A nine year-old boy should be allowed to travel abroad with his mother describe her acrimonious relationship with his father, a Judge has ruled.

In the Family Court sitting at Oxford, Her Honour Judge Vincent described ‘A’ as “a happy, intelligent boy, who enjoys school and is popular with his classmates.”

His father is British and his mother comes from a country not specified in the judgement. They met and married there while his father was spending time in the country for his work as an anthropologist. The couple later settled in the UK. A was born in February 2008 so will celebrate his 10th birthday next month.

According to the mother, the marriage had run into serious problems by 2010, the year she petitioned for divorce. Judge Vincent noted:

“It is to the credit of each of A’s parents that they have to a large extent shielded their son from their disputes, but they have nonetheless been locked in profound conflict with one another for all the years since their separation.”

Such was the acrimony that in 2011, a Judge ordered the former couple to use “their best endeavours” to try and resolve future disputes through mediation and resort to further courtroom clashes only as “a last resort”.

The same judge ordered the mother to make A available for a programme of overnight, weekend and school holiday contact with his father.

The contact agreement allowed both parents to take A abroad for holidays, with the additional provision that they could suspend the usual visiting schedule for a limited period of time during those holidays. A’s mother’s planned visits to ‘Country X’, as her home nation was referred to in the judgement. In relation to these, explained Judge Vincent:

“…it is noted that the mother would notify the father about holidays no later than a month in advance, ‘although if it is anticipated that if a lengthy holiday is planned to Country X (for example) the mother will be able to provide a longer period of notice.’ “

These visits took place annually. In 2013 the mother and A went to Country X twice, for a total of eight weeks.

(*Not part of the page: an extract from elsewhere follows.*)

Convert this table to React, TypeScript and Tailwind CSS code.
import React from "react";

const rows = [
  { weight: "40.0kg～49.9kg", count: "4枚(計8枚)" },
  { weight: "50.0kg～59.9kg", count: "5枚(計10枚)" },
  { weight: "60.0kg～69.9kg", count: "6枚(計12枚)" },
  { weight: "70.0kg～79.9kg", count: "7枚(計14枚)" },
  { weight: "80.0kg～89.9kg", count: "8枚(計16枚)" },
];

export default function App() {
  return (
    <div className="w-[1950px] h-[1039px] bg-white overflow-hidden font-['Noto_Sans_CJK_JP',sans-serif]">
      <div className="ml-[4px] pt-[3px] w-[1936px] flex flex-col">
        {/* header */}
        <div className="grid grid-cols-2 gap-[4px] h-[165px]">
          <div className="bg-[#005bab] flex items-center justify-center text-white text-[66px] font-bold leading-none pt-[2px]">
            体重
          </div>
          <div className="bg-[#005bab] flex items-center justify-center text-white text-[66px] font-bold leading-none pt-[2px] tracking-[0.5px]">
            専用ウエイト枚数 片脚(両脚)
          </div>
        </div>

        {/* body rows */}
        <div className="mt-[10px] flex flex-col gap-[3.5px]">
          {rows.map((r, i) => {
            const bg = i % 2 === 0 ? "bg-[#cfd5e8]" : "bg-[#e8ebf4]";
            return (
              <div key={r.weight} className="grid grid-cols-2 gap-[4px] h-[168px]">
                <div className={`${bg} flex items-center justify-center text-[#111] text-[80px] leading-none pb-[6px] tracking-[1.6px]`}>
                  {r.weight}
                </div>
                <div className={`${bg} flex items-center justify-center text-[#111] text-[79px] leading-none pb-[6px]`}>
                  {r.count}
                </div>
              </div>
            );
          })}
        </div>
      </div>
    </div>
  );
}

Later that same year, she raised the possibility of she and A relocating to Country X permanently. The father responded by applying for A to live with him instead and for a ‘prohibited steps’ order forbidding the mother from taking their son out of the country without permission. A Judge granted the latter but not the former.

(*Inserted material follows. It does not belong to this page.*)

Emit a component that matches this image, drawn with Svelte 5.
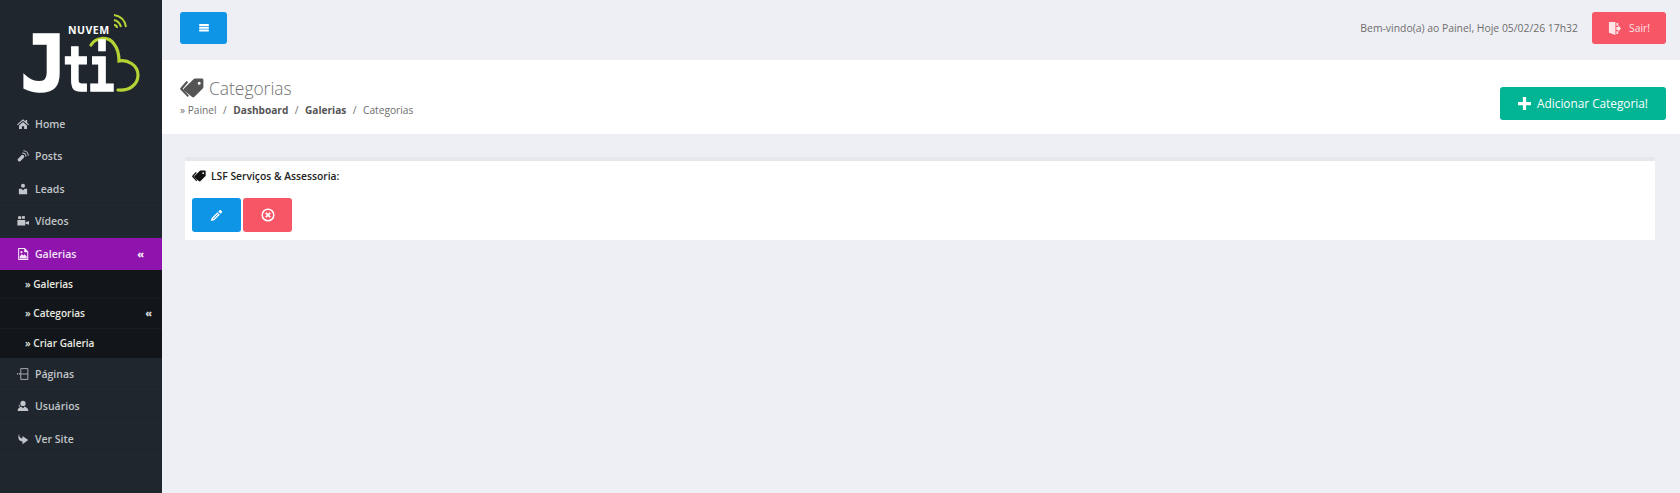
<script>
	const menu = [
		{ label: 'Home', icon: 'home' },
		{ label: 'Posts', icon: 'posts' },
		{ label: 'Leads', icon: 'leads' },
		{ label: 'Vídeos', icon: 'videos' },
		{ label: 'Galerias', icon: 'gallery', active: true },
		{ label: 'Páginas', icon: 'pages' },
		{ label: 'Usuários', icon: 'users' },
		{ label: 'Ver Site', icon: 'share' }
	];
	const submenu = [
		{ label: 'Galerias' },
		{ label: 'Categorias', open: true },
		{ label: 'Criar Galeria' }
	];
</script>

{#snippet tags()}
	<svg viewBox="0 0 24 20" fill="currentColor" aria-hidden="true">
		<path d="M1 10.5 10.5 1.2c.4-.4.9-.6 1.4-.6H19c.8 0 1.4.6 1.4 1.4v7c0 .6-.2 1-.6 1.4l-8.600 8.600c-.6.6-1.4.6-2 0L1 12.500c-.6-.6-.6-1.400 0-2Zm15.200-6.800a1.500 1.500 0 1 0 0 3 1.500 1.500 0 0 0 0-3Z" fill-rule="evenodd" transform="translate(3 0)" />
		<path d="M6.500 3 0.600 9.700c-.6.700-.6 1.500 0 2.100l7 7.200 1.400-1.200-6.300-7 5.500-6.500Z" />
	</svg>
{/snippet}

{#snippet icon(name)}
	<svg class="nav-icon" viewBox="0 0 16 16" fill="currentColor" aria-hidden="true">
		{#if name === 'home'}
			<path d="M8 1.500 0 8.500l1 1.200L8 3.700l7 6 1-1.200-2.500-2.200V2.500h-2v2Z" />
			<path d="M2.700 10 8 5.300l5.300 4.700v4.800H9.500V11h-3v3.800H2.700Z" />
		{:else if name === 'posts'}
			<path d="M1.500 15 .8 12.200l4.800-5c1-1 2.700-.9 3.500.1.800.9.700 2.300-.2 3.200L4 15.300Z" />
			<path d="M7 4c2.900 0 5 2.200 5 5M8.500 1c3.700 0 6.500 2.800 6.500 6.500" fill="none" stroke="currentColor" stroke-width="1.400" />
		{:else if name === 'leads'}
			<circle cx="8" cy="3.700" r="2.700" />
			<path d="M2.500 7.500h3.300L8 9.700l2.200-2.200h3.300V15h-11Z" />
		{:else if name === 'videos'}
			<circle cx="3.500" cy="3.500" r="2.300" />
			<path d="M6.500 1.500h4v3.500h-4Z" />
			<path d="M.5 6.500h10.500V14H.5ZM11.500 9.500 16 8v5l-4.500-1.500Z" />
		{:else if name === 'gallery'}
			<path fill-rule="evenodd" d="M1.500 0h9L15 4.500V16H1.500Zm1.400 1.400v13.200h10.700V5.500H9.500V1.400Z" />
			<path d="M3.500 14v-2.500l3-3.500 2 2 1.700-1.700 2.800 3V14Z" />
			<circle cx="6" cy="5.500" r="1.400" />
		{:else if name === 'pages'}
			<path fill="none" stroke="currentColor" stroke-width="1.100" d="M5 .8h9.500v14.400H5ZM5 8h9.500" />
			<path d="M0 7h1.600v1.800H0ZM2.700 7h1.600v1.800H2.700Z" />
		{:else if name === 'users'}
			<circle cx="8" cy="4.500" r="3.500" />
			<path d="M5.500 8.500C3 9.500 1.500 11 1 13v1.500h14V13c-.6-2-2.300-3.500-4.800-4.500L8 11Z" />
			<path d="M4 5.500c-.5 1-1 2-2.500 2.500L4 9Z" />
		{:else}
			<path d="M3 1c-.5 3.500.8 6 4.300 6.300V4L15 9.300l-7.700 5.700v-3.600C3 11 0 7 3 1Z" />
		{/if}
	</svg>
{/snippet}

<div class="layout">
	<aside class="sidebar">
		<div class="logo">
			<svg viewBox="0 0 162 108" width="162" height="108" role="img" aria-label="Nuvem JTI">
				<path d="M91 45C95 38 108 35 114 44 118 49 119 55 119 61 127 59 138 65 138 75 138 85 129 91 118 90" fill="none" stroke="#b5d334" stroke-width="3.200" stroke-linecap="round" />
				<path d="M114 15c6 1 11 5 12 12M114 20c4 1 6 3 7 7M114 25c2 0 3 1 3 3" fill="none" stroke="#b5d334" stroke-width="2" />
				<text x="68" y="34" class="logo-small">NUVEM</text>
				<text transform="translate(20 90.500)" class="logo-big">J</text>
				<text transform="translate(63 90.500) scale(.72 1)" class="logo-big logo-rest">ti</text>
			</svg>
		</div>

		<nav class="nav">
			{#each menu as item}
				<a class="nav-row" class:active={item.active} href="#top">
					{@render icon(item.icon)}
					<span>{item.label}</span>
					{#if item.active}
						<b class="nav-arrow">«</b>
					{/if}
				</a>
				{#if item.active}
					<div class="sub">
						{#each submenu as sub}
							<a class="sub-row" href="#top">
								<span>» {sub.label}</span>
								{#if sub.open}
									<b class="sub-arrow">«</b>
								{/if}
							</a>
						{/each}
					</div>
				{/if}
			{/each}
		</nav>
	</aside>

	<main class="main">
		<header class="topbar">
			<button class="btn btn-blue toggle" aria-label="Menu">
				<svg viewBox="0 0 12 10" width="10" height="8" fill="currentColor">
					<path d="M0 0h12v2.400H0ZM0 3.500h12v2.400H0ZM0 7h12v2.400H0Z" />
				</svg>
			</button>
			<div class="welcome">Bem-vindo(a) ao Painel, Hoje 05/02/26 17h32</div>
			<button class="btn btn-red logout">
				<svg viewBox="0 0 14 14" width="13" height="13" fill="currentColor">
					<path d="M1 0h7v14L1 11.500ZM9 1h2v3H9ZM9 10h2v3H9ZM9 5.500h2V3.500L14 7l-3 3.500v-2H9Z" />
				</svg>
				Sair!
			</button>
		</header>

		<section class="page-head">
			<div>
				<h1>
					<span class="head-icon">{@render tags()}</span>
					Categorias
				</h1>
				<div class="crumbs">
					<span>» Painel</span>
					<i>/</i>
					<b>Dashboard</b>
					<i>/</i>
					<b>Galerias</b>
					<i>/</i>
					<span>Categorias</span>
				</div>
			</div>
			<button class="btn btn-green add">
				<svg viewBox="0 0 12 12" width="13" height="13" fill="currentColor">
					<path d="M4.500 0h3v4.500H12v3H7.500V12h-3V7.500H0v-3h4.500Z" />
				</svg>
				Adicionar Categoria!
			</button>
		</section>

		<section class="content">
			<article class="card">
				<h2>
					<span class="card-icon">{@render tags()}</span>
					LSF Serviços &amp; Assessoria:
				</h2>
				<div class="actions">
					<button class="btn btn-blue action" aria-label="Editar">
						<svg viewBox="0 0 14 14" width="13" height="13" fill="currentColor">
							<path d="M10 1.500c.6-.6 1.500-.6 2 0l.600.6c.6.600.6 1.400 0 2L11.500 5.200 8.900 2.600ZM8 3.500 10.600 6.100 4.500 12.200 1 13l.8-3.400ZM8.200 5.300 3.300 10.200l.5.500 4.900-4.900Z" fill-rule="evenodd" />
						</svg>
					</button>
					<button class="btn btn-red action" aria-label="Excluir">
						<svg viewBox="0 0 14 14" width="14" height="14" fill="none" stroke="currentColor">
							<circle cx="7" cy="7" r="5.800" stroke-width="1.500" />
							<path d="M4.800 4.800l4.400 4.400M9.200 4.800l-4.400 4.400" stroke-width="1.800" />
						</svg>
					</button>
				</div>
			</article>
		</section>
	</main>
</div>

<style>
	:global(body) {
		margin: 0;
		background: #eeeff4;
		font-family: 'Open Sans', sans-serif;
	}

	.layout {
		display: flex;
		min-height: 100vh;
	}

	.sidebar {
		width: 162px;
		flex-shrink: 0;
		background: #1f262d;
		box-sizing: border-box;
	}

	.logo {
		height: 108px;
	}

	.logo svg {
		display: block;
	}

	.logo-small {
		font-family: 'Open Sans', sans-serif;
		font-size: 10.500px;
		font-weight: 700;
		letter-spacing: 0.5px;
		fill: #fff;
	}

	.logo-big {
		font-family: 'DejaVu Sans Mono', monospace;
		font-size: 79px;
		font-weight: 700;
		fill: #fff;
		stroke: #fff;
		stroke-width: 1.500px;
	}

	.logo-rest {
		font-size: 62px;
		letter-spacing: -3px;
	}

	.nav-row {
		display: flex;
		align-items: center;
		gap: 6px;
		height: 32.500px;
		padding: 0 18px 0 17px;
		box-sizing: border-box;
		border-bottom: 1px solid #222930;
		color: #c2c5c9;
		font-size: 10.500px;
		font-weight: 600;
		text-decoration: none;
	}

	.nav-row.active {
		height: 32px;
		background: #8e14ad;
		color: #f2e6f6;
		border-bottom: 0;
	}

	.nav-icon {
		width: 12px;
		height: 12px;
		flex-shrink: 0;
	}

	.nav-arrow {
		margin-left: auto;
		font-size: 10px;
	}

	.sub {
		background: #12161a;
	}

	.sub-row {
		display: flex;
		align-items: center;
		justify-content: space-between;
		height: 29.300px;
		padding: 0 10px 0 25px;
		box-sizing: border-box;
		border-bottom: 1px solid #191d22;
		color: #e8e8e0;
		font-size: 10.100px;
		font-weight: 600;
		text-decoration: none;
	}

	.sub-row:last-child {
		border-bottom: 0;
	}

	.sub-arrow {
		font-size: 10px;
		color: #d5d8da;
	}

	.main {
		flex: 1;
		min-width: 0;
	}

	.topbar {
		display: flex;
		align-items: center;
		height: 60px;
		padding: 0 14px 4px 18px;
		box-sizing: border-box;
	}

	.welcome {
		margin-left: auto;
		margin-right: 14px;
		color: #6d6d6d;
		font-size: 10.400px;
	}

	.btn {
		display: inline-flex;
		align-items: center;
		justify-content: center;
		gap: 6px;
		padding: 0;
		border: 0;
		border-radius: 3px;
		color: #fff;
		font-family: inherit;
	}

	.btn-blue {
		background: #0f95e6;
	}

	.btn-red {
		background: #f75667;
	}

	.btn-green {
		background: #00b494;
	}

	.toggle {
		width: 47px;
		height: 32px;
	}

	.logout {
		width: 74px;
		height: 32px;
		font-size: 10.400px;
		color: #fde4e6;
		gap: 8px;
	}

	.page-head {
		display: flex;
		align-items: center;
		justify-content: space-between;
		height: 74px;
		padding: 0 14px 0 18px;
		box-sizing: border-box;
		background: #fff;
	}

	h1 {
		display: flex;
		align-items: center;
		gap: 5px;
		margin: 0 0 2px;
		color: #707070;
		font-size: 17.400px;
		font-weight: 300;
		line-height: 24px;
	}

	.head-icon {
		display: flex;
		color: #555;
	}

	.head-icon svg {
		width: 24px;
		height: 20px;
	}

	.crumbs {
		display: flex;
		gap: 6.500px;
		color: #6e6e6e;
		font-size: 10.200px;
		line-height: 16px;
	}

	.crumbs i {
		font-style: normal;
	}

	.crumbs b {
		font-weight: 700;
		font-size: 10.100px;
		color: #555;
	}

	.add {
		width: 166px;
		height: 33px;
		font-size: 11.800px;
		margin-top: 12px;
	}

	.content {
		padding: 23px 25px 0 23px;
	}

	.card {
		height: 83px;
		box-sizing: border-box;
		padding: 5px 7px 0;
		background: #fff;
		border-top: 4px solid #e6e7ec;
	}

	h2 {
		display: flex;
		align-items: center;
		gap: 5px;
		margin: 0;
		height: 20px;
		color: #222;
		font-size: 10.300px;
		font-weight: 600;
	}

	.card-icon {
		display: flex;
		color: #111;
	}

	.card-icon svg {
		width: 14px;
		height: 12px;
	}

	.actions {
		display: flex;
		gap: 2px;
		margin-top: 12px;
	}

	.action {
		width: 49px;
		height: 34px;
	}
</style>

Later, she did make an application for permanent relocation but permission was not granted. Further courtroom hearings followed as the parents continued to dispute holiday and travel arrangements.

By autumn last year the father had applied again for a child arrangements order that would see A living primarily with him. He later softened this to a formal shared care arrangement, with A spending approximately equal amounts of time with both parents. This arrangement would reflect the reality of the situation he insisted: the mother had started her own fashion business and travelled abroad regularly, which meant A had already begun to spend roughly equal amounts of time with his father, albeit informally.

Meanwhile, she wanted leave to take A to Country X for the entire school holidays. Consideration of these cross applications dragged into this year due to various delays. It was not until November that Judge Vincent considered the matter in full.

In a lengthy, detailed judgement, she rejected the father’s application, saying:

“A has a loving and established relationship with both parents.  They live relatively close to one another and to his school.  His relationship with his father is secure and stable.  There is no obvious need for him to divide his time up in the way proposed in order to improve the relationship.”

She added:

“Having regard to all the factors on the welfare checklist, the evidence given by both parents and having particular regard to the recommendations of the Cafcass officer, my conclusion is that the term-time contact should remain as it is.  There is no obvious benefit to a change and in my judgment it carries with it a risk of confusion and further conflict which would be harmful to A.”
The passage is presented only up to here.